When the film was over, the (Turkish) friends that I had seen 'Mustafa' with were visibly upset. They didn't disagree with the veracity of what was said, but questioned Dundar's motives in focusing on 'negative' aspects of Atatürk's life. "Atatürk looked like a dictator," said one friend, while others were bothered by a scene in which he had appeared rather callous in describing the attachment to Islam of the soldiers he had commanded in the War of Independence. My friends felt that Dündar had ignored Atatürk's positive contributions while selectively using unflattering and unrepresentative samples from his diaries in an effort to make Atatürk look bad.

Frankly, I don't think 'Mustafa' is a movie that anyone outside of Turkey would consider controversial. But for a movie like this to be shown in theatres in this country is, I think, quite noteworthy, given the way in which his reputation has been idealized for so long in this country. Indeed, even discussing Atatürk as a human being can be difficult in Turkey, for the man is so usually presented mainly as a set of principles used to justify the existing political order. And it is precisely because 'Mustafa' manages to humanize its subject somewhat that the film is worth seeing.

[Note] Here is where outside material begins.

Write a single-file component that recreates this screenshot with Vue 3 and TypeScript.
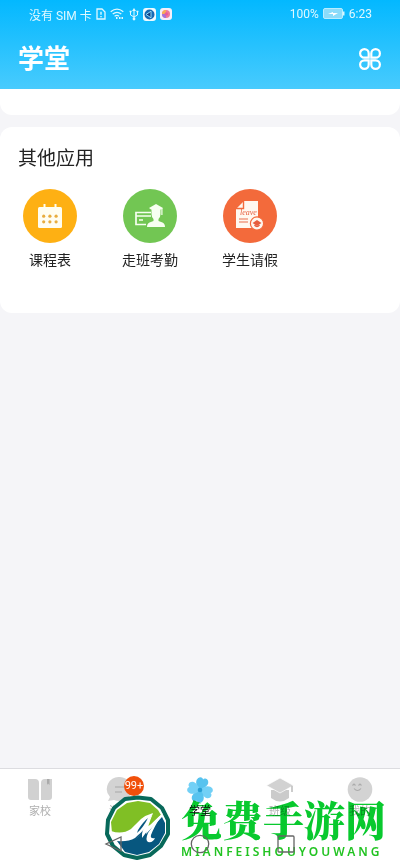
<script setup lang="ts">
interface AppItem {
  id: string
  label: string
}

interface TabItem {
  id: string
  label: string
  active?: boolean
  badge?: string
}

const apps: AppItem[] = [
  { id: 'timetable', label: '课程表' },
  { id: 'attendance', label: '走班考勤' },
  { id: 'leave', label: '学生请假' },
]

const tabs: TabItem[] = [
  { id: 'home', label: '家校' },
  { id: 'message', label: '消息', badge: '99+' },
  { id: 'school', label: '学堂', active: true },
  { id: 'class', label: '班级' },
  { id: 'mine', label: '我的' },
]
</script>

<template>
  <div class="screen">
    <header class="top">
      <div class="status">
        <div class="status-side">
          <span>没有 SIM 卡</span>
          <svg viewBox="0 0 10 12" width="10" height="12" fill="none" stroke="currentColor">
            <path d="M1 1h5l3 3v7H1z" stroke-width="1.3" />
            <path d="M5 3.8v3M5 8v1.3" stroke-width="1.4" />
          </svg>
          <svg viewBox="0 0 15 12" width="15" height="12" fill="none" stroke="currentColor" stroke-width="1.3">
            <path d="M.7 3.7Q7 -1.3 13.3 3.7M2.7 6Q7 2.7 11.3 6M4.6 8.2Q7 6.4 9 8.2" />
            <path d="M6 10h1.5M9 10h1.5M11.5 10H13" stroke-width="2" />
          </svg>
          <svg viewBox="0 0 10 13" width="10" height="13" fill="none" stroke="currentColor">
            <path d="M5 2v9M1.5 4v3L5 9l3.5-2V4" />
            <path d="M5 0l2 3H3z" fill="currentColor" stroke="none" />
            <circle cx="5" cy="11" r="1.4" fill="currentColor" stroke="none" />
            <path d="M.6 3.5h2M7.4 3.5h2" stroke-width="1.6" />
          </svg>
          <svg viewBox="0 0 13 13" width="13" height="13">
            <rect width="13" height="13" rx="3" fill="#eefaff" />
            <circle cx="6.5" cy="6.5" r="5" fill="#1769b4" />
            <path d="M3 6.5l5-3.3v6.6z" fill="#163d82" stroke="#8ed9f4" />
          </svg>
          <svg viewBox="0 0 12 12" width="12" height="12">
            <rect width="12" height="12" rx="3" fill="#f4effa" />
            <circle cx="6" cy="6" r="4" fill="#f07899" />
            <path d="M2 6a4 4 0 0 1 4-4v4z" fill="#f7ae56" />
            <path d="M6 10a4 4 0 0 1-4-4h4z" fill="#a174dc" />
            <circle cx="6.3" cy="6" r="1.8" fill="#e85b9d" />
          </svg>
        </div>
        <div class="status-side">
          <span>100%</span>
          <svg viewBox="0 0 22 12" width="22" height="12">
            <rect x=".5" y=".5" width="19" height="10" rx="1.5" fill="#8bdcfa" stroke="#b8edff" />
            <path d="M20.5 3.5v4" stroke="#d6f7ff" stroke-width="2" />
            <path d="M5 6l5-2v1h5L10 8V6z" fill="#fff" />
          </svg>
          <span>6:23</span>
        </div>
      </div>
      <div class="title-row">
        <h1>学堂</h1>
        <button class="menu" type="button" aria-label="全部应用">
          <svg viewBox="0 0 24 24" width="24" height="24" fill="none" stroke="currentColor" stroke-width="2.2">
            <path d="M10.7 10.7H6.4a4.3 4.3 0 1 1 4.3-4.3zM13.3 10.7V6.4a4.3 4.3 0 1 1 4.3 4.3zM10.7 13.3v4.3a4.3 4.3 0 1 1-4.3-4.3zM13.3 13.3h4.3a4.3 4.3 0 1 1-4.3 4.3z" />
          </svg>
        </button>
      </div>
    </header>

    <main>
      <div class="previous-card"></div>
      <section class="card">
        <h2>其他应用</h2>
        <div class="apps">
          <a v-for="app in apps" :key="app.id" class="app" href="#">
            <svg v-if="app.id === 'timetable'" viewBox="0 0 54 54" width="54" height="54">
              <circle cx="27" cy="27" r="27" fill="#feb013" />
              <rect x="15" y="18" width="24" height="21" rx="1.5" fill="#fffdf0" />
              <path d="M21.5 15v5M32.5 15v5" stroke="#fffdf0" stroke-width="2" />
              <g fill="#e8ac3d">
                <circle v-for="x in 3" :key="'a' + x" :cx="14.5 + x * 6.2" cy="27.2" r="1.6" />
                <circle v-for="x in 3" :key="'b' + x" :cx="14.5 + x * 6.2" cy="32.8" r="1.6" />
              </g>
            </svg>
            <svg v-else-if="app.id === 'attendance'" viewBox="0 0 54 54" width="54" height="54">
              <circle cx="27" cy="27" r="27" fill="#72c653" />
              <path d="M28 23.5H13v12h10M13 27h15M16 31h4" fill="none" stroke="#f7fff1" stroke-width="1.7" />
              <g fill="#f7fff1">
                <path d="M26 19l7-4 7 4-2 1.500h-10z" />
                <path d="M28.500 20h9v5q0 3-2 5v2l4 1.500q2.500 1 2.500 4.500H24q0-3.500 2.500-4.500l4-1.500v-2q-2-2-2-5z" />
                <path d="M38.300 19h1.200v7h-1.200z" />
              </g>
            </svg>
            <svg v-else viewBox="0 0 54 54" width="54" height="54">
              <circle cx="27" cy="27" r="27" fill="#f36a3b" />
              <path d="M21 12h14v27H13V20z" fill="#fff8f0" />
              <path d="M20.5 12v7.5H13" fill="none" stroke="#f36a3b" stroke-width="1.4" />
              <path d="M16 30h9M16 33h9" stroke="#e96e4c" stroke-width="1.2" />
              <text class="leave-text" x="17" y="26">leave</text>
              <circle cx="34" cy="34.5" r="6.6" fill="#fff8f0" stroke="#f36a3b" stroke-width="1.2" />
              <path d="M29.5 34l4.5-3 4.5 3-4.5 3z" fill="#e75e3d" />
              <path d="M31.5 36q2.5 3 5 0" fill="none" stroke="#e75e3d" stroke-width="1.3" />
            </svg>
            <span>{{ app.label }}</span>
          </a>
        </div>
      </section>
    </main>

    <footer class="bottom">
      <nav class="tabs">
        <a v-for="tab in tabs" :key="tab.id" class="tab" :class="{ active: tab.active }" href="#">
          <span class="tab-icon">
            <svg v-if="tab.id === 'home'" viewBox="0 0 28 28" width="28" height="28" fill="#d1d1d1">
              <path d="M2 3h7q4 0 4 4v17H5q-3 0-3-3zM19 3h7v18q0 3-3 3h-8V7q0-4 4-4z" />
              <path d="M21 3h2.5v6L22 7.5 21 9z" fill="#aaa" />
            </svg>
            <svg v-else-if="tab.id === 'message'" viewBox="0 0 28 28" width="28" height="28">
              <path d="M14 1a13 12 0 1 1-6 23l-6 1 2-4A12 12 0 0 1 14 1z" fill="#d3d3d3" />
              <path d="M9 11h10M9 16h7" stroke="#b7b7b7" stroke-width="1.5" />
            </svg>
            <svg v-else-if="tab.id === 'school'" viewBox="0 0 28 28" width="28" height="28">
              <g transform="rotate(16 14 14)">
                <path
                  v-for="angle in [0, 90, 180, 270]"
                  :key="angle"
                  d="M14 14.5C10 11.500 7.500 8.500 8 5q.8-3.800 4-3.500 1.500.2 2 1.500.5-1.300 2-1.500 3.200-.3 4 3.500.5 3.500-6 9.500z"
                  :transform="`rotate(${angle} 14 14)`"
                  :fill="angle % 180 ? '#72d0f6' : '#57c3ef'"
                />
              </g>
              <circle cx="14" cy="14" r="2.3" fill="#299fd4" />
            </svg>
            <svg v-else-if="tab.id === 'class'" viewBox="0 0 28 28" width="28" height="28">
              <path d="M5 14v8q9 7 18 0v-8z" fill="#cbcbcb" />
              <path d="M.5 9.5L14 2l13.5 7.5L14 17z" fill="#d2d2d2" stroke="#fff" stroke-width=".7" />
              <path d="M26 10v6" stroke="#bbb" stroke-width="1.5" />
            </svg>
            <svg v-else viewBox="0 0 28 28" width="28" height="28">
              <circle cx="14" cy="13.5" r="12.3" fill="#d3d3d3" />
              <path d="M6.5 9.5L8 8l1.5 1.5M12.5 9.5L14 8l1.5 1.5M8 12.5q3.5 4 7 0" fill="none" stroke="#aaa" stroke-width="1.1" />
            </svg>
            <b v-if="tab.badge" class="badge">{{ tab.badge }}</b>
          </span>
          <span>{{ tab.label }}</span>
        </a>
      </nav>
      <div class="system">
        <button type="button" aria-label="返回">
          <svg viewBox="0 0 20 20" width="20" height="20"><path d="M17 3v14L2 10z" /></svg>
        </button>
        <button type="button" aria-label="主屏幕">
          <svg viewBox="0 0 20 20" width="20" height="20"><circle cx="10" cy="10" r="8.7" /></svg>
        </button>
        <button type="button" aria-label="最近任务">
          <svg viewBox="0 0 20 20" width="20" height="20"><rect x="2" y="2" width="16" height="16" rx="1" /></svg>
        </button>
      </div>
      <svg class="mark-logo" viewBox="0 0 68 66" width="68" height="66">
        <path
          d="M34 2.5L47 4 58 13 64 25 64 39 57 51 46 60 33 63 20 60 9 51 3 39 4 25 10 13 21 4z"
          fill="#fff"
          stroke="#08695a"
          stroke-width="4"
          stroke-linejoin="round"
        />
        <path d="M8 38L7 27 13 15 23 8 34 6 46 8 54 15 57 20 46 30 30 38 20 40z" fill="#80bf25" />
        <path d="M13 46Q24 47 31 43L43 31 42 39 58 22 61 28 61 38 55 49 45 57 33 60 21 57z" fill="#07577f" />
        <path d="M7 36Q18 40 27 34 33 28 37 24 42 20 49 18L43 30Q37 39 29 43 20 46 10 44z" fill="#fff" />
        <path d="M31 45Q38 39 46 23L49 18Q44 31 43 36 49 26 59 18 50 32 47 40 46 44 51 43 49 48 44 47 41 45 44 38L51 28Q43 35 38 43 37 36 43 28 39 37 31 45z" fill="#fff" />
        <path d="M34 35Q39 27 44 23 39 33 33 38z" fill="#07577f" />
      </svg>
      <div class="watermark">
        <strong>免费手游网</strong>
        <span>MIANFEISHOUYOUWANG</span>
      </div>
    </footer>
  </div>
</template>

<style>
body {
  margin: 0;
}
</style>

<style scoped>
.screen {
  min-height: 100vh;
  display: flex;
  flex-direction: column;
  background: #f5f5f8;
  color: #222;
  font-family: Roboto, "Noto Sans CJK SC", sans-serif;
}
.screen * {
  box-sizing: border-box;
}
svg {
  display: block;
}
a {
  color: inherit;
  text-decoration: none;
}
button {
  padding: 0;
  border: 0;
  background: none;
  color: inherit;
}
.top {
  height: 89px;
  background: linear-gradient(#03b8ff, #48cbfd);
  color: #fff;
}
.status {
  height: 28px;
  padding: 0 28px 0 29px;
  display: flex;
  align-items: center;
  justify-content: space-between;
  font-size: 12px;
  color: #dff8ff;
}
.status-side {
  display: flex;
  align-items: center;
  gap: 4px;
}
.title-row {
  padding: 12px 18px 0;
  display: flex;
  align-items: center;
  justify-content: space-between;
}
h1,
h2 {
  margin: 0;
}
h1 {
  font-size: 26px;
  line-height: 38px;
  font-weight: 700;
}
main {
  flex: 1;
}
.previous-card {
  height: 26px;
  background: #fff;
  border-radius: 0 0 12px 12px;
}
.card {
  margin-top: 12px;
  padding: 18px 0 42px;
  background: #fff;
  border-radius: 12px;
}
h2 {
  padding: 0 18px;
  font-size: 19px;
  line-height: 28px;
  font-weight: 400;
}
.apps {
  display: grid;
  grid-template-columns: repeat(4, 1fr);
  padding-top: 16px;
}
.app {
  display: flex;
  flex-direction: column;
  align-items: center;
  gap: 6px;
  font-size: 14px;
  line-height: 22px;
}
.leave-text {
  font: italic 8px "Liberation Serif", serif;
  fill: #e75e3d;
}
.bottom {
  position: relative;
  background: #fff;
  border-top: 1px solid #dcdce0;
}
.tabs {
  display: grid;
  grid-template-columns: repeat(5, 1fr);
  padding-top: 7px;
}
.tab {
  display: flex;
  flex-direction: column;
  align-items: center;
  font-size: 11px;
  line-height: 16px;
  color: #b0b0b0;
}
.tab.active {
  color: #111;
}
.tab-icon {
  position: relative;
}
.badge {
  position: absolute;
  left: 18px;
  top: 0;
  width: 20px;
  height: 20px;
  border-radius: 50%;
  background: #f1500b;
  color: #fff;
  font-size: 11px;
  line-height: 20px;
  font-weight: 400;
  text-align: center;
}
.system {
  position: relative;
  z-index: 2;
  height: 46px;
  padding: 2px 26% 0;
  display: flex;
  align-items: center;
  justify-content: space-between;
}
.system svg {
  fill: none;
  stroke: #656565;
  stroke-width: 1.3;
}
.mark-logo {
  position: absolute;
  left: 104px;
  bottom: 5px;
}
.watermark {
  position: absolute;
  left: 181px;
  bottom: 6px;
  display: flex;
  flex-direction: column;
  color: #08c92e;
  white-space: nowrap;
  mix-blend-mode: multiply;
}
.watermark strong {
  font-family: "Noto Serif CJK SC", "Noto Sans CJK SC", serif;
  font-size: 41px;
  line-height: 50px;
  font-weight: 900;
}
.watermark span {
  font-family: "Noto Sans", sans-serif;
  font-size: 12px;
  line-height: 16px;
  font-weight: 600;
  letter-spacing: 3px;
  color: #22c322;
}
</style>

While it would have been nice if more had been done to illustrate the social and intellectual milieux from which a person like Mustafa Kemal could emerge, I think 'Mustafa' not only provides a basis for discussing Atatürk's legacy in somewhat less idealized fashion, but it also makes it easier for an individual living in the early twenty-first century to connect with the man on a more personal level.

If I ever have the opportunity to teach a class on modern Turkish history, I would love to be able to show a subtitled version of this film to my students. Not only is the film itself enlightening, but the very fact that it would be made and the reaction it has received can tell us something about what's going on in Turkey today.